One of the foremost exponents of the modernist point of view was the philosopher and anthropologist Ernest Gellner (1925-1995). In his famous book Nations and Nationalism (1983) Geller argues that nationalism as a result of the circumstances of modern society means that encouraging a high level of linguistic and cultural adherence was vital. In pre-industrial societies, linguistic or cultural differences did not create a problem. The horizons of the vast majority of people were very local, and the connection between individuals from different social levels was limited. As a result, it did not matter if the linguistic or cultural customs of different classes within society were different. However, in the modern industrial period individuals have come to live far more changeable lives generally to be far more mobile. People no longer spent their lives in isolated communities, and being upwardly mobile became more and more possible. The only way to be able to move people around – and through – society in such a way is by creating a common cultural medium which enables everyone to get on well together. According to Gellner this linguistic and cultural glue was spread across society by means of a common education system, and this provided the basis for developing a sense of nationalism in various parts of Europe during the 18th and 19th century.
Another exponent of the modernist point of view was the Marxist historian Eric Hobsbawm (1913-2012). However, the emphasis in Hobsbawm’s arguments is slightly different from those of Gellner. Rather than concentrate on general social and economic changes, Hobsbawm insists that attention should be given to the political actions of some specific groups. In Hobsbawm’s opinion, it is nonsense to talk of national adherence stretching back to the distant past. Rather, the nation and the feelings of national adherence are things that were deliberately created during the early 19th century. The bourgeoisie were a mainly responsible for leading this process, according to Hobsbawm.
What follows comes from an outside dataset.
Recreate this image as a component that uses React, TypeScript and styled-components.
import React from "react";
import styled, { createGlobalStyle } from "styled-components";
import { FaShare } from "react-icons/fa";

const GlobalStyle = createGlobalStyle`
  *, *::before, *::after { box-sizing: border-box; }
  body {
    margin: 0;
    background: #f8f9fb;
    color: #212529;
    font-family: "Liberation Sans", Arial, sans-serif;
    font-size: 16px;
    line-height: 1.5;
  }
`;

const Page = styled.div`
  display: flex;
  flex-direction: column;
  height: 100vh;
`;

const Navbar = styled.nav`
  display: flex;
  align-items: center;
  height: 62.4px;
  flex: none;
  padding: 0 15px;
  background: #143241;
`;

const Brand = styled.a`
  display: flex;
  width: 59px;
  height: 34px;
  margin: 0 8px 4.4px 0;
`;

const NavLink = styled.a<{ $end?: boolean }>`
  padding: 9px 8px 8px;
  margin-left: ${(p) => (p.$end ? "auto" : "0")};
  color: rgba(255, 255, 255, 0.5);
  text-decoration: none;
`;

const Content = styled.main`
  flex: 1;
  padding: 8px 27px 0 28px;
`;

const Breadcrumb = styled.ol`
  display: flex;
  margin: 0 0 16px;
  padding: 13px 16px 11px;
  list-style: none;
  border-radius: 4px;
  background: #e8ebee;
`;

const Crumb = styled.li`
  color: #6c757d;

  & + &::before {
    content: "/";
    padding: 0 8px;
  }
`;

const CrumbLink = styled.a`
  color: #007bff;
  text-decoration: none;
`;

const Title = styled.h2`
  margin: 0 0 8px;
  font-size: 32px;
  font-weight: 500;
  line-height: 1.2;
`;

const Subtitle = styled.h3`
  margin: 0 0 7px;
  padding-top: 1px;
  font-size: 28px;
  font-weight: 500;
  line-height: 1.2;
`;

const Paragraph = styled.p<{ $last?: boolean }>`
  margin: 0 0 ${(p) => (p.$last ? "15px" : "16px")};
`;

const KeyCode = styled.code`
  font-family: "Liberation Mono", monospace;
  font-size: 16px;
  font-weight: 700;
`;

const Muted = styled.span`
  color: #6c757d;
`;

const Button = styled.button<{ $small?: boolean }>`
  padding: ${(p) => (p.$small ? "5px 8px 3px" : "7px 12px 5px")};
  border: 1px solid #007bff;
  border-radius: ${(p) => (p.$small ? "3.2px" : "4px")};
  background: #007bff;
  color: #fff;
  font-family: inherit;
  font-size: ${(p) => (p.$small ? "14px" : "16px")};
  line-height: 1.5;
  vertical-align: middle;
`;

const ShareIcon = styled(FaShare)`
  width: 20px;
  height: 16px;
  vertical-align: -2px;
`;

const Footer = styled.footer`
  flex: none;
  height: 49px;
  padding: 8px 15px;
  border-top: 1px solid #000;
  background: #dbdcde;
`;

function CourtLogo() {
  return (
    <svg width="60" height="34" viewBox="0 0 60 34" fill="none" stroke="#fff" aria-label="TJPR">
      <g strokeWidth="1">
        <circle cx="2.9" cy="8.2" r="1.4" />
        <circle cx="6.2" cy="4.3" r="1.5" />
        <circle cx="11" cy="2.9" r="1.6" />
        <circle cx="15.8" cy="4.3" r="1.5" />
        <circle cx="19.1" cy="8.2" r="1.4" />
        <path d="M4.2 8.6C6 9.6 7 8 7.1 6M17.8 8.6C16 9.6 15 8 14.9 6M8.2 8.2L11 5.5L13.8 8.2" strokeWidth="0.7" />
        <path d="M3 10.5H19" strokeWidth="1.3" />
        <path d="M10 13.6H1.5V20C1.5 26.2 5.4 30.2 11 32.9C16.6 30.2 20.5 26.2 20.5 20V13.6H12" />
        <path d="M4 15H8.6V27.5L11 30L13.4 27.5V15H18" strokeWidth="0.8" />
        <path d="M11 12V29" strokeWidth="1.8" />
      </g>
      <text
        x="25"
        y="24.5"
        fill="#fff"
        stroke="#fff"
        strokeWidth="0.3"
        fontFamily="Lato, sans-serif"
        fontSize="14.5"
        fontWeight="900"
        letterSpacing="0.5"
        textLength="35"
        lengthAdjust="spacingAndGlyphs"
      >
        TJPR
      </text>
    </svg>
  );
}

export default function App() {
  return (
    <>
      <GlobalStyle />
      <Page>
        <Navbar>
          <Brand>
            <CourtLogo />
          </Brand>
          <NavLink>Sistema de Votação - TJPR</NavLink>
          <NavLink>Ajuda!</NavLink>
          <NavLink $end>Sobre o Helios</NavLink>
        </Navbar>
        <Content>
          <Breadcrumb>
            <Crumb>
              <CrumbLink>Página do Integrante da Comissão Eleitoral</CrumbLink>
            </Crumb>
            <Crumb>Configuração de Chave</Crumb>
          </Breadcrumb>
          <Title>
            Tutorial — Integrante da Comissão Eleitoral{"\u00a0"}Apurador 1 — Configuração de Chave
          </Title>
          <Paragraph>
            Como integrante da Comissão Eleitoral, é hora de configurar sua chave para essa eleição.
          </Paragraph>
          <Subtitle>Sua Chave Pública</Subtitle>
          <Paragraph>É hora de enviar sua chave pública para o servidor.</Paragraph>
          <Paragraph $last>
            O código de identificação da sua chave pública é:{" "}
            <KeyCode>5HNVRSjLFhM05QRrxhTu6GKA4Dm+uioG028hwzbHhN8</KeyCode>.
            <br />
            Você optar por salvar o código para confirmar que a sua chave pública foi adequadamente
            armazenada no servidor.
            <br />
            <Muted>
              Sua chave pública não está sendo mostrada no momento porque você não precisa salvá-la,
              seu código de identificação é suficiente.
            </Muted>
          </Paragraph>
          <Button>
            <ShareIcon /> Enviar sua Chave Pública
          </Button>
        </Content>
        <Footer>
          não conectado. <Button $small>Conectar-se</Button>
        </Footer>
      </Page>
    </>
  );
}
As a dedicated Marxist, he argued that this group of people had set about ‘devising tradition’ from the 1830s onwards – for example, national flags, national anthems and national holidays – which would be a basis for the idea of a nation. Hobsbawm argued that this was done in order to develop a sense of nationhood, and thereby encourage the working class to believe that they shared a common interest with those who governed society. As a result, the revolutionary potential of the proletariat was restricted by a ‘fake consciousness’, while the power and status of the bourgeoisie were maintained.
While the primordial and modernist points of view represent the two extreme ends of the discussion about the roots of nationalism, there is a third point of view which stands somewhere in the middle. This point of view is attributed mainly to the work of the historian Anthony D. Smith (1939-2016) and his ethno-symbolic arguments. In the opinion of Smith, the argument of modernists such as a Gellner or Hobsbawm tend to over-simplify matters and ignore the element of continuity between modern nations and pre-modern ethnic communities – continuity, for instance, of traditions, histories, language and literature. At the same time, while Smith emphasises this element of continuity, he also argues that we should not discount the important changes which lead to turning pre-modern ethnic adherence into nationalism as it is recognised by today. All in all, therefore, Smith’s point of view insists that modern nationalism should not be presented as a phenomenon arising from nowhere, but rather as something which builds upon the raw material stemming from previous historic times.
To conclude, we see in this section that the discussion about the roots of nationalism has given rise to different points of view among historians, political scientists and sociologists. The basis of this disagreement over these points of view is to what degree should nationalism be treated as a modern phenomenon belonging mainly to the past two hundred years, or rather as something organic and ancient stretching back to the distant past.
The discussion about the roots of nationalism is one which has caused fierce debate among a number of historians, political scientists and sociologists. The vast majority of scholars agree that it was at the end of the 18th and the beginning of the 19th century that terms such as ‘nation’ and ‘nationalism’ and related terms such as ‘national self determination’ and ‘national identity’ began to be used regularly in political contexts. However, there is considerable disagreement to what degree the feelings and ideas which came to be represented by these terms should also be treated as things which belong only to the modern era. Scholars have not been able to agree whether nationalism should be treated as a recent phenomenon or rather as something which goes back to the distant past.